The Central Bank of Ireland (the “Central Bank”) published its programme of themed inspections (the “Programme”) on 14 December 2015. The Programme reflects a number of supervisory priorities for 2016 and builds upon the supervisory work in 2015 in the areas of cyber security, operational risk and pricing of investment firms.

The Programme

The twelve planned themed inspections of the Programme will involve a review of the following:

  1. Outsourcing Arrangements: this will involve a review of service level agreements and operational arrangements with outsourcing providers for investment firms, fund managers and fund service providers.  
  2. AIFM adherence to Programme of Activity.  
  3. Client Asset Management Plans for Investment Firms.  
  4. Production Costs of Investment Funds: we expect this to involve a review of Total Expense Ratio data ("TER"), with a focus on investment firms with particularly high TERs.
  5.  Director Time Commitment: there will be a continued focus on the time commitments of directors to ensure they have sufficient time to dedicate to their roles.

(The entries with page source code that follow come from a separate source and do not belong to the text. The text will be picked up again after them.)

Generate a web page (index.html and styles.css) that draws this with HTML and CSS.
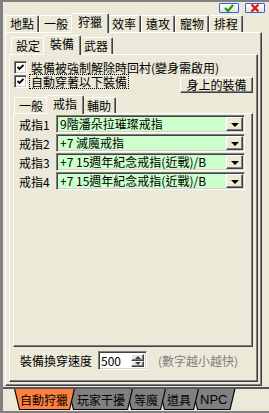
FILE: index.html
```html
<!DOCTYPE html>
<html>
<head>
<meta charset="utf-8">
<link rel="stylesheet" href="styles.css">
</head>
<body>
<div class="win">
  <div class="titlebar">
    <span class="tbtn"><svg width="10" height="8" viewBox="0 0 10 8"><path d="M1 4 L4 7 L9 1" fill="none" stroke="#1a9a1a" stroke-width="2.2"/></svg></span>
    <span class="tbtn"><svg width="10" height="8" viewBox="0 0 10 8"><path d="M1.5 0.5 L8.5 7.5 M8.5 0.5 L1.5 7.5" fill="none" stroke="#e01010" stroke-width="2.2"/></svg></span>
  </div>
  <div class="tabs top">
    <div class="tab">地點</div>
    <div class="tab">一般</div>
    <div class="tab sel">狩獵</div>
    <div class="tab">效率</div>
    <div class="tab">遠攻</div>
    <div class="tab">寵物</div>
    <div class="tab">排程</div>
  </div>
  <div class="panel outer">
    <div class="tabs sub">
      <div class="tab">設定</div>
      <div class="tab sel">裝備</div>
      <div class="tab">武器</div>
    </div>
    <div class="panel mid">
      <div class="chk first"><span class="box"><svg width="7" height="7" viewBox="0 0 7 7"><path d="M0.5 3 L2.5 5 L6.5 1" fill="none" stroke="#000" stroke-width="1.8"/></svg></span><span class="lbl">裝備被強制解除時回村(變身需啟用)</span></div>
      <div class="row2">
        <div class="chk"><span class="box"><svg width="7" height="7" viewBox="0 0 7 7"><path d="M0.5 3 L2.5 5 L6.5 1" fill="none" stroke="#000" stroke-width="1.8"/></svg></span><span class="lbl focus">自動穿著以下裝備</span></div>
        <div class="btn">身上的裝備</div>
      </div>
      <div class="tabs sub3">
        <div class="tab">一般</div>
        <div class="tab sel">戒指</div>
        <div class="tab">輔助</div>
      </div>
      <div class="panel inner">
        <div class="ring"><span class="rl">戒指1</span><div class="combo"><span class="ct">9階潘朵拉璀璨戒指</span><span class="dd"><i></i></span></div></div>
        <div class="ring"><span class="rl">戒指2</span><div class="combo"><span class="ct">+7 滅魔戒指</span><span class="dd"><i></i></span></div></div>
        <div class="ring"><span class="rl">戒指3</span><div class="combo"><span class="ct">+7 15週年紀念戒指(近戰)/B</span><span class="dd"><i></i></span></div></div>
        <div class="ring"><span class="rl">戒指4</span><div class="combo"><span class="ct">+7 15週年紀念戒指(近戰)/B</span><span class="dd"><i></i></span></div></div>
      </div>
      <div class="speed">
        <span class="sl">裝備換穿速度</span>
        <div class="spin"><span class="sv">500</span><span class="sb"><span class="up"><i></i></span><span class="dn"><i></i></span></span></div>
        <span class="hint">(數字越小越快)</span>
      </div>
    </div>
  </div>
  <div class="strip">
    <div class="btab sel"><span>自動狩獵</span></div>
    <div class="btab t2"><span>玩家干擾</span></div>
    <div class="btab t3"><span>等魔</span></div>
    <div class="btab t4"><span>道具</span></div>
    <div class="btab t5"><span>NPC</span></div>
  </div>
</div>
</body>
</html>
```
FILE: styles.css
```css
* { box-sizing: border-box; }
html, body { margin: 0; padding: 0; background: #ece9d8; }
body { font: 12px/13px "Noto Sans CJK TC", "Noto Sans CJK JP", sans-serif; color: #000; }

.win {
  width: 269px; height: 413px;
  border-left: 3px solid #808080; border-top: 2px solid #808080; border-bottom: 2px solid #808080;
  background: #ece9d8;
  display: flex; flex-direction: column;
  overflow: hidden;
}

.titlebar { height: 11px; display: flex; justify-content: flex-end; gap: 6px; padding: 1px 4px 0 0; }
.tbtn {
  width: 20px; height: 10px;
  border: 1px solid #3a62d0; border-radius: 1px;
  background: linear-gradient(#ffffff, #e4e4dc);
  display: flex; align-items: center; justify-content: center;
}
.tbtn svg { display: block; }

/* tabs */
.tabs { display: flex; align-items: flex-end; }
.tabs.top { height: 19px; padding-left: 2px; }
.tabs.sub { height: 19px; padding-left: 2px; }
.tabs.sub3 { height: 18px; padding-left: 1px; margin-top: 2px; }
.tab {
  width: 34px; height: 17px;
  border: 1px solid; border-bottom: 0;
  border-color: #fff #404040 transparent #fff;
  box-shadow: inset -1px 0 #808080;
  border-radius: 2px 2px 0 0;
  text-align: center; line-height: 16px;
  background: #ece9d8;
}
.tab.sel {
  width: 38px; height: 20px; margin: 0 -2px -1px -2px;
  position: relative; z-index: 2;
  line-height: 16px;
}
.tabs.sub3 .tab { height: 16px; line-height: 15px; }
.tabs.sub3 .tab.sel { height: 19px; }

/* panels */
.panel {
  border: 1px solid; border-color: #fff #404040 #404040 #fff;
  box-shadow: inset -1px -1px #808080;
  position: relative; z-index: 1;
}
.outer { margin-left: 2px; width: 257px; height: 354px; padding: 2px 0 0 3px; }
.mid { width: 249px; height: 328px; padding: 6px 0 0 3px; }
.inner { width: 240px; height: 234px; padding: 1px 0 0 0; display: flex; flex-direction: column; gap: 1px; }

/* checkboxes */
.chk { display: flex; align-items: center; height: 13px; margin-left: 1px; }
.chk.first { margin-bottom: 1px; }
.box {
  width: 13px; height: 13px; flex: none;
  border: 1px solid; border-color: #808080 #fff #fff #808080;
  box-shadow: inset 1px 1px #404040, inset -1px -1px #d4d0c8;
  background: #fff;
  display: flex; align-items: center; justify-content: center;
}
.box svg { display: block; }
.lbl { margin-left: 4px; white-space: nowrap; line-height: 13px; }
.lbl.focus { outline: 1px dotted #000; outline-offset: 0; padding: 0 1px; margin-left: 3px; }

.row2 { display: flex; justify-content: space-between; align-items: flex-start; height: 18px; }
.btn {
  width: 73px; height: 16px; margin: 2px 4px 0 0;
  border: 1px solid; border-color: #fff #404040 #404040 #fff;
  box-shadow: inset -1px -1px #808080;
  text-align: center; line-height: 14px;
}

/* rings */
.ring { display: flex; align-items: center; height: 18px; padding-left: 5px; }
.rl { width: 37px; flex: none; }
.combo {
  width: 189px; height: 18px;
  border: 1px solid; border-color: #808080 #fff #fff #808080;
  box-shadow: inset 1px 1px #404040, inset -1px -1px #d4d0c8;
  background: #ccffcc;
  display: flex; align-items: center; padding: 1px 1px 1px 3px;
}
.ct { flex: 1; white-space: nowrap; line-height: 14px; }
.dd {
  width: 17px; height: 14px; flex: none;
  border: 1px solid; border-color: #fff #404040 #404040 #fff;
  box-shadow: inset -1px -1px #808080;
  background: #ece9d8;
  display: flex; align-items: center; justify-content: center;
}
.dd i { width: 0; height: 0; border-left: 4px solid transparent; border-right: 4px solid transparent; border-top: 4px solid #000; margin-top: 1px; }

/* speed */
.speed { display: flex; align-items: center; height: 19px; margin-top: 4px; padding-left: 7px; }
.sl { width: 78px; }
.spin {
  width: 49px; height: 19px;
  border: 1px solid; border-color: #808080 #fff #fff #808080;
  box-shadow: inset 1px 1px #404040, inset -1px -1px #d4d0c8;
  background: #fff;
  display: flex; padding: 2px;
}
.sv { flex: 1; line-height: 13px; padding-left: 0; }
.sb { width: 13px; display: flex; flex-direction: column; }
.sb span {
  flex: 1;
  border: 1px solid; border-color: #fff #404040 #404040 #fff;
  box-shadow: inset -1px -1px #808080;
  background: #ece9d8;
  display: flex; align-items: center; justify-content: center;
}
.sb .up i { width: 0; height: 0; border-left: 3px solid transparent; border-right: 3px solid transparent; border-bottom: 3px solid #24407c; }
.sb .dn i { width: 0; height: 0; border-left: 3px solid transparent; border-right: 3px solid transparent; border-top: 3px solid #24407c; }
.hint { color: #808080; margin-left: 11px; white-space: nowrap; }

/* bottom tab set */
.strip {
  margin-top: 1px; height: 24px;
  border-top: 2px solid #555;
  display: flex; padding-left: 11px; align-items: flex-start;
}
.btab {
  position: relative; height: 21px;
  padding: 0 8px; margin-right: -7px;
  background: #000;
  clip-path: polygon(0 0, 100% 0, calc(100% - 5px) 100%, 5px 100%);
  display: flex; align-items: center;
  font-size: 12px; line-height: 13px;
}
.btab::before {
  content: ""; position: absolute; left: 0; right: 0; top: 0; bottom: 1px;
  background: #808080;
  clip-path: polygon(1.2px 0, calc(100% - 1.2px) 0, calc(100% - 5.9px) 100%, 5.9px 100%);
}
.btab span { position: relative; }
.btab.sel { z-index: 9; padding: 0 7px 0 6px; }
.btab.sel::before { background: #ff8040; }
.btab.t2 { z-index: 8; padding-left: 9px; }
.btab.t3 { z-index: 7; }
.btab.t4 { z-index: 6; }
.btab.t5 { z-index: 5; font-family: "Liberation Sans", sans-serif; font-size: 13px; }
```
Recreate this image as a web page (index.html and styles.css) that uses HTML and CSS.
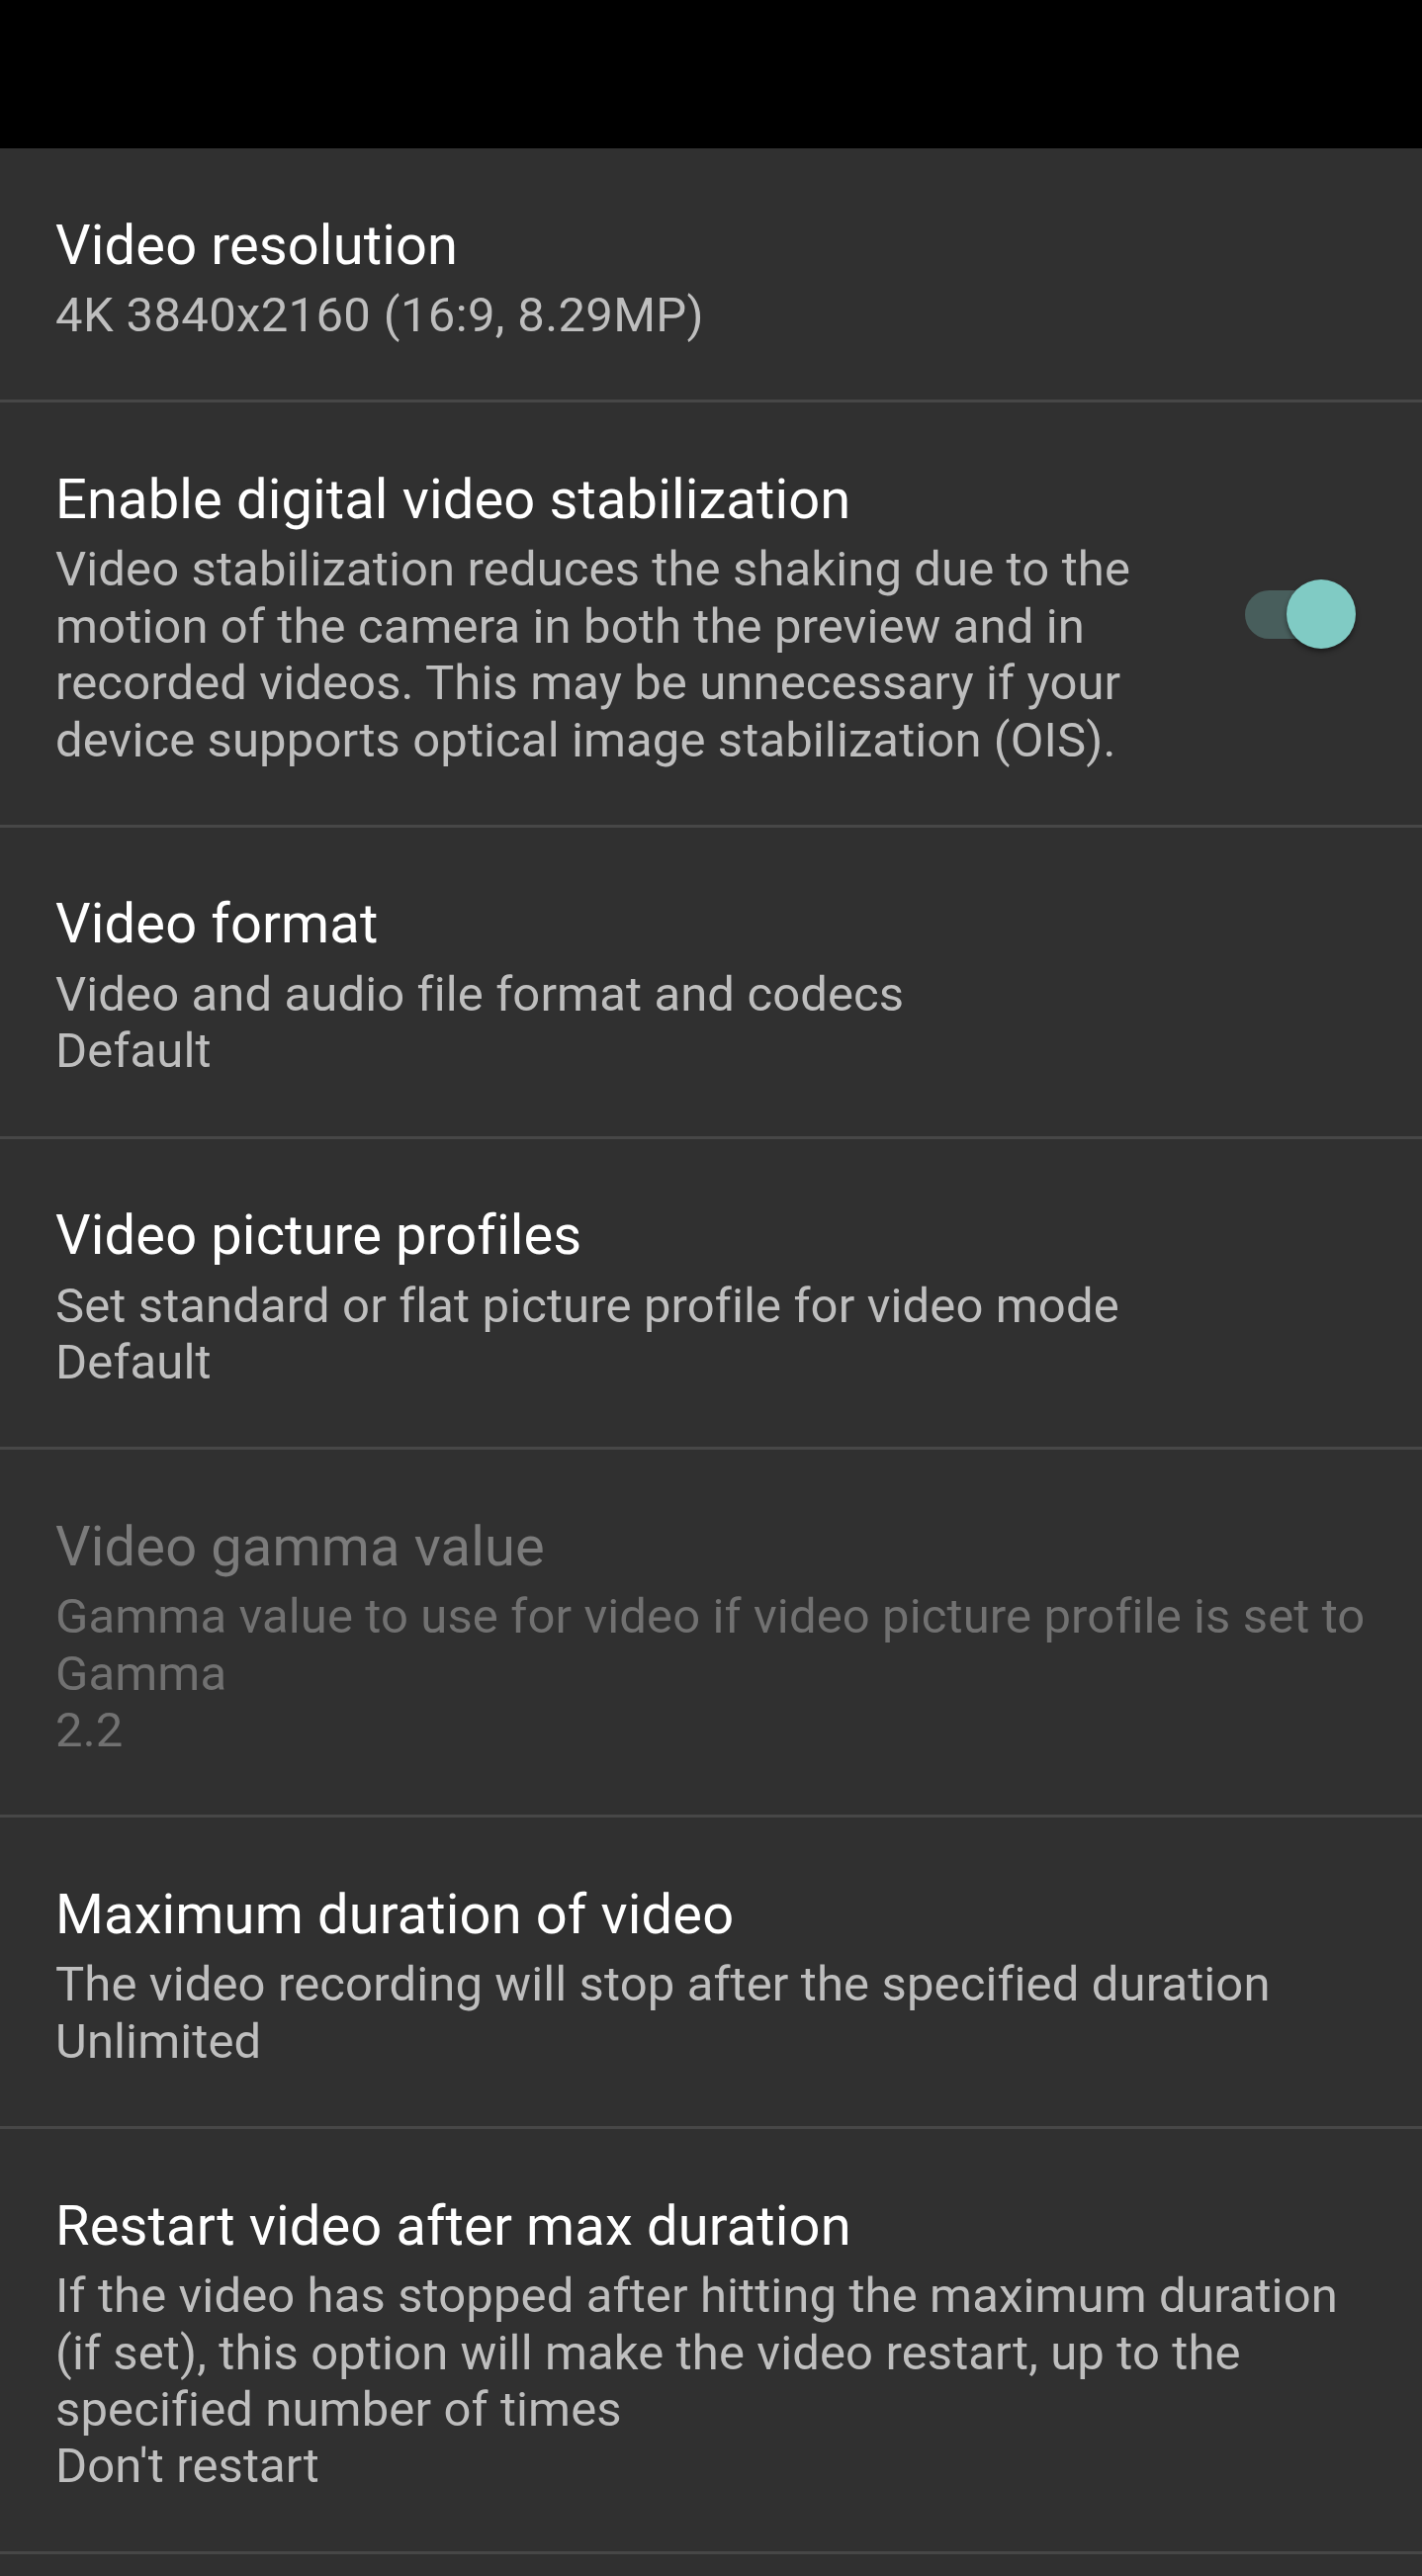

  6. Risk Function: following the Central Bank’s 2015 themed inspections, this will involve a review of the risk culture within investment funds, with a particular focus on governance arrangements, responsibility and risk ownership.

  7. Eligibility of Financial Indices for UCITS: this will involve a review of the use of financial indices as eligible investments for UCITS.

  8. Information Technology Risk: following on from the Central Bank’s focus on cyber security in 2015, a review of the resilience of IT systems of investment firms and fund service providers will be carried out.

  9. Suitability Assessment of Clients: the suitability assessment of clients undertaken by investment firms will be reviewed by the Central Bank.

  10. Conduct and Client Information: this will involve an examination of the information provided to clients on an ongoing basis.

  11. Hedging Arrangements: a review of hedging arrangements at share class level for investment firms will be carried out.

  12. Market Integrity: the practices of investment firms and fund service providers regarding market abuse and when dealing with insider information will be reviewed.

It is apparent that a review of governance, regulatory compliance and risk will play major roles in the Central Bank’s agenda for the coming year. Further, the Central Bank has highlighted that it is increasing its inspection activities on investment firms which are designated as low impact under its risk-based framework for the supervision of investment firms, PRISM.